It’s a testament to her consistently strong body of work that whenever fans debate their favourite albums (like on this Reddit thread) each one pops up with regularity. Even the Love + Fear double album, often considered by fans to be her weakest project, is a favourite of many, while The Family Jewels, Electra Heart, Froot and latest release Ancient Dreams in a Modern Land all have their fans.
But it is often Electra Heart that sticks out.
It came two years after The Family Jewels. Marina was only 26 at the time, but it’s a sad fact of the industry that it’s better to make it big young, something we’ve seen in recent years as the likes of Billie Eilish and Olivia Rodrigo have hit superstardom while still in their teens.
It would be a stretch to suggest that Electra Heart was make or break for Marina, but it was definitely an attempt to make a real pop album with crossover appeal. For the album, she worked with huge industry names like Diplo, Stargate and Benny Blanco, but while it went to number one in her native UK and hit 31 in the US, it wasn’t the runaway smash hit her label were striving for.
In hindsight, however, is that such a bad thing? If Electra Heart had blown up to Gaga-esque proportions, would we have had Froot — considered by a number of fans to be her magnum opus? And nonetheless, Marina has always done her own thing, however, prioritisng her individuality: if she wanted to make a pop record, it was going to be her pop record.
Whereas The Family Jewels (TFJ) was in many ways a product of late-2000s Britain, Electra Heart was much more inspired by the US. Inspirations included Madonna and Marilyn Monroe (as well as Marie Antoinette) and the titular character of Electra Heart was created to represent four of the predominant female archetypes in American popular culture.

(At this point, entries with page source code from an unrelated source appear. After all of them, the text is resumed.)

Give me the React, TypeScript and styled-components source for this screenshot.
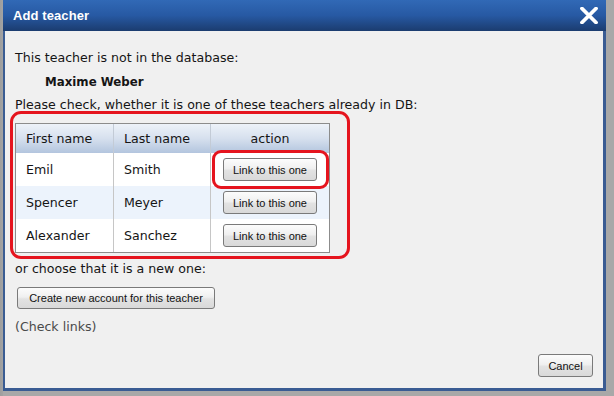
import React from 'react';
import styled, { createGlobalStyle } from 'styled-components';

const GlobalStyle = createGlobalStyle`
html, body {
  margin: 0;
  padding: 0;
  background: #a8a8a8;
  overflow: hidden;
}
body {
  font-family: "DejaVu Sans", Verdana, sans-serif;
}
`;

const Page = styled.div`
  width: 614px;
  height: 396px;
  display: flex;
  background: linear-gradient(to right, #9e9e9e 0, #a3a3a3 3px, #a8a8a8 3px);
`;

const Dialog = styled.div`
  margin-left: 3px;
  width: 603px;
  height: 391px;
  box-sizing: border-box;
  border: 3px solid #3a5c93;
  border-top: 0;
  border-left-width: 2px;
  background: #f0f0f0;
  display: flex;
  flex-direction: column;
`;

const TitleBar = styled.div`
  height: 31px;
  margin: 0 -3px 0 -2px;
  padding: 0 8px 0 10px;
  background: linear-gradient(#3169b6, #2759a3 50%, #1b3c6f);
  display: flex;
  align-items: center;
  justify-content: space-between;
`;

const Title = styled.h1`
  margin: 0;
  font-family: "Liberation Sans", Arial, sans-serif;
  font-size: 13px;
  font-weight: bold;
  color: #fff;
  letter-spacing: 0.1px;
`;

const CloseButton = styled.button`
  width: 18px;
  height: 17px;
  padding: 0;
  border: 0;
  background: none;
  display: block;
  svg { display: block; }
`;

const Body = styled.div`
  flex: 1;
  padding: 19px 10px 0 10px;
  font-size: 12.6px;
  line-height: 16px;
  color: #151515;
`;

const Line = styled.p<{ $top?: number; $indent?: number }>`
  margin: ${p => p.$top ?? 0}px 0 0 ${p => p.$indent ?? 0}px;
`;

const Name = styled(Line)`
  font-weight: bold;
  font-size: 11.8px;
`;

const Note = styled(Line)`
  color: #4a4a4a;
`;

const TableArea = styled.div`
  position: relative;
  margin-top: 10px;
  width: 315px;
`;

const Highlight = styled.div<{ $left: number; $top: number; $w: number; $h: number; $radius: number }>`
  position: absolute;
  left: ${p => p.$left}px;
  top: ${p => p.$top}px;
  width: ${p => p.$w}px;
  height: ${p => p.$h}px;
  box-sizing: border-box;
  border: 3px solid #e5141e;
  border-radius: ${p => p.$radius}px;
  pointer-events: none;
`;

const Table = styled.table`
  width: 315px;
  table-layout: fixed;
  border-collapse: separate;
  border-spacing: 0;
  border: 1px solid #8c8c8c;
  background: #fff;
  font-size: 12.6px;
  color: #151515;
`;

const Th = styled.th<{ $w: number; $center?: boolean }>`
  box-sizing: border-box;
  width: ${p => p.$w}px;
  height: 29px;
  padding: 0 0 0 ${p => (p.$center ? 0 : 10)}px;
  text-align: ${p => (p.$center ? 'center' : 'left')};
  font-weight: normal;
  background: linear-gradient(#edf2f9, #d6e0ee 50%, #b3c5de);
  & + & { border-left: 1px solid #c3cbd6; }
`;

const Row = styled.tr<{ $alt?: boolean }>`
  background: ${p => (p.$alt ? '#ecf3fc' : '#fff')};
`;

const Td = styled.td<{ $center?: boolean }>`
  box-sizing: border-box;
  height: 33px;
  padding: 0 0 0 ${p => (p.$center ? 0 : 10)}px;
  text-align: ${p => (p.$center ? 'center' : 'left')};
  vertical-align: middle;
  & + & { border-left: 1px solid #c6c6c6; }
`;

const Button = styled.button<{ $w: number }>`
  box-sizing: border-box;
  width: ${p => p.$w}px;
  height: 23px;
  padding: 0;
  font-family: "Liberation Sans", Arial, sans-serif;
  font-size: 11px;
  color: #111;
  background: linear-gradient(#fcfcfc, #f0f0f0 45%, #e2e2e2 55%, #d9d9d9);
  border: 1px solid #7a7a7a;
  border-radius: 3px;
  vertical-align: middle;
`;

const CreateButton = styled(Button)`
  display: block;
  margin: 10px 0 0 2px;
  height: 22px;
`;

const Footer = styled.div`
  display: flex;
  justify-content: flex-end;
  padding: 0 10px 11px 0;
`;

const teachers = [
  { first: 'Emil', last: 'Smith' },
  { first: 'Spencer', last: 'Meyer' },
  { first: 'Alexander', last: 'Sanchez' },
];

function AddTeacher() {
  return (
    <Page>
      <GlobalStyle />
      <Dialog>
        <TitleBar>
          <Title>Add teacher</Title>
          <CloseButton aria-label="Close">
            <svg width="18" height="17" viewBox="0 0 18 17">
              <path d="M2 1.5 L16 15.5 M16 1.5 L2 15.5" stroke="#fff" strokeWidth="3.8" strokeLinecap="round" />
            </svg>
          </CloseButton>
        </TitleBar>

        <Body>
          <Line>This teacher is not in the database:</Line>
          <Name $top={8} $indent={30}>Maxime Weber</Name>
          <Line $top={7}>Please check, whether it is one of these teachers already in DB:</Line>

          <TableArea>
            <Table>
              <thead>
                <tr>
                  <Th $w={97}>First name</Th>
                  <Th $w={97}>Last name</Th>
                  <Th $w={119} $center>action</Th>
                </tr>
              </thead>
              <tbody>
                {teachers.map((t, i) => (
                  <Row key={t.last} $alt={i === 1}>
                    <Td>{t.first}</Td>
                    <Td>{t.last}</Td>
                    <Td $center>
                      <Button $w={94}>Link to this one</Button>
                    </Td>
                  </Row>
                ))}
              </tbody>
            </Table>
            <Highlight $left={-5} $top={-12} $w={340} $h={148} $radius={11} />
            <Highlight $left={197} $top={27} $w={117} $h={39} $radius={9} />
          </TableArea>

          <Line $top={8}>or choose that it is a new one:</Line>
          <CreateButton $w={198}>Create new account for this teacher</CreateButton>
          <Note $top={10}>(Check links)</Note>
        </Body>

        <Footer>
          <Button $w={55}>Cancel</Button>
        </Footer>
      </Dialog>
    </Page>
  );
}

export default AddTeacher;
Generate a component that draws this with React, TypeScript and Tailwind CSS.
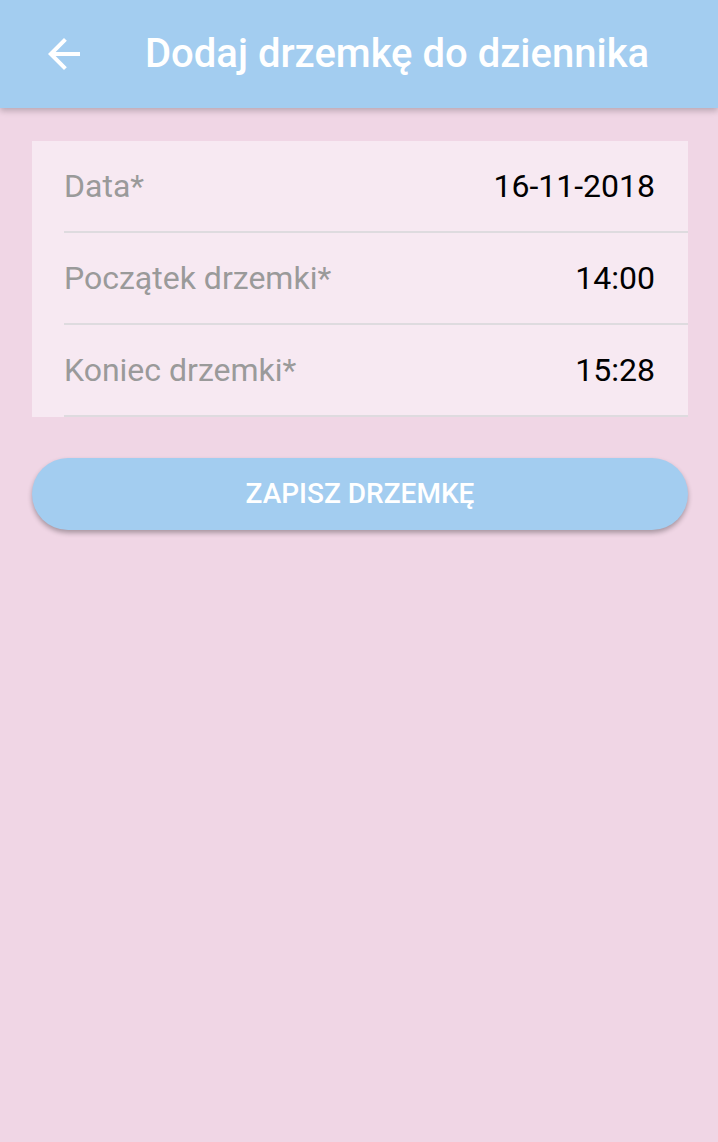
const rows = [
  { label: 'Data*', value: '16-11-2018' },
  { label: 'Początek drzemki*', value: '14:00' },
  { label: 'Koniec drzemki*', value: '15:28' },
];

function BackArrow() {
  return (
    <svg width="48" height="48" viewBox="0 0 24 24" fill="currentColor">
      <path d="M20 11H7.83l5.59-5.59L12 4l-8 8 8 8 1.41-1.41L7.83 13H20v-2z" />
    </svg>
  );
}

export default function App() {
  return (
    <div className="min-h-[1142px] bg-[#f0d6e5] font-['Roboto',sans-serif]">
      {/* App bar */}
      <header className="h-[108px] bg-[#a3cdf0] flex items-center shadow-[0_3px_6px_rgba(0,0,0,0.22)] relative">
        <button className="ml-[40px] w-[48px] h-[48px] flex items-center justify-center text-white">
          <BackArrow />
        </button>
        <h1 className="ml-[57px] text-white text-[40px] font-medium leading-none">
          Dodaj drzemkę do dziennika
        </h1>
      </header>

      <main className="ml-8 mr-[30px] pt-[33px]">
        <div className="bg-[#f7e9f2] pl-8">
          {rows.map((row) => (
            <div
              key={row.label}
              className="h-[92px] flex items-center justify-between pr-[33px] border-b-2 border-[#dedbdf]"
            >
              <span className="text-[32px] text-[#9a9a9a]">{row.label}</span>
              <span className="text-[32px] text-black">{row.value}</span>
            </div>
          ))}
        </div>

        <button className="mt-[41px] w-full h-[72px] rounded-full bg-[#a3cdf0] text-white text-[28px] font-medium shadow-[0_3px_5px_rgba(0,0,0,0.3)]">
          ZAPISZ DRZEMKĘ
        </button>
      </main>
    </div>
  );
}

Out went the new-wave influence and in came Madonna and Britney Spears influences. Originally a side-project, the album was a balancing act between not alienating fans of TFJ and creating the pop music she wanted to make: "I think that I wasn't allowed to change and that deep down I wanted to write a pop album and to be a pop star," she told Drowned In Sound in a 2012 interview.
The result was a record that had a huge impact on youth culture, in no small part thanks to Tumblr. The influence of Tumblr on the album itself cannot be overstated, and in turn, the influence that Electra Heart had on Tumblr: it had the site in, as one fan described, a “chokehold”.
“Electra Heart’s impact on Tumblr was like nothing I had ever seen before,” says Mia. “I had been using Myspace and Twitter from a young age, but became obsessive in my Tumblr use in the early 2010s, mostly because there was a huge community of Marina fans on there.”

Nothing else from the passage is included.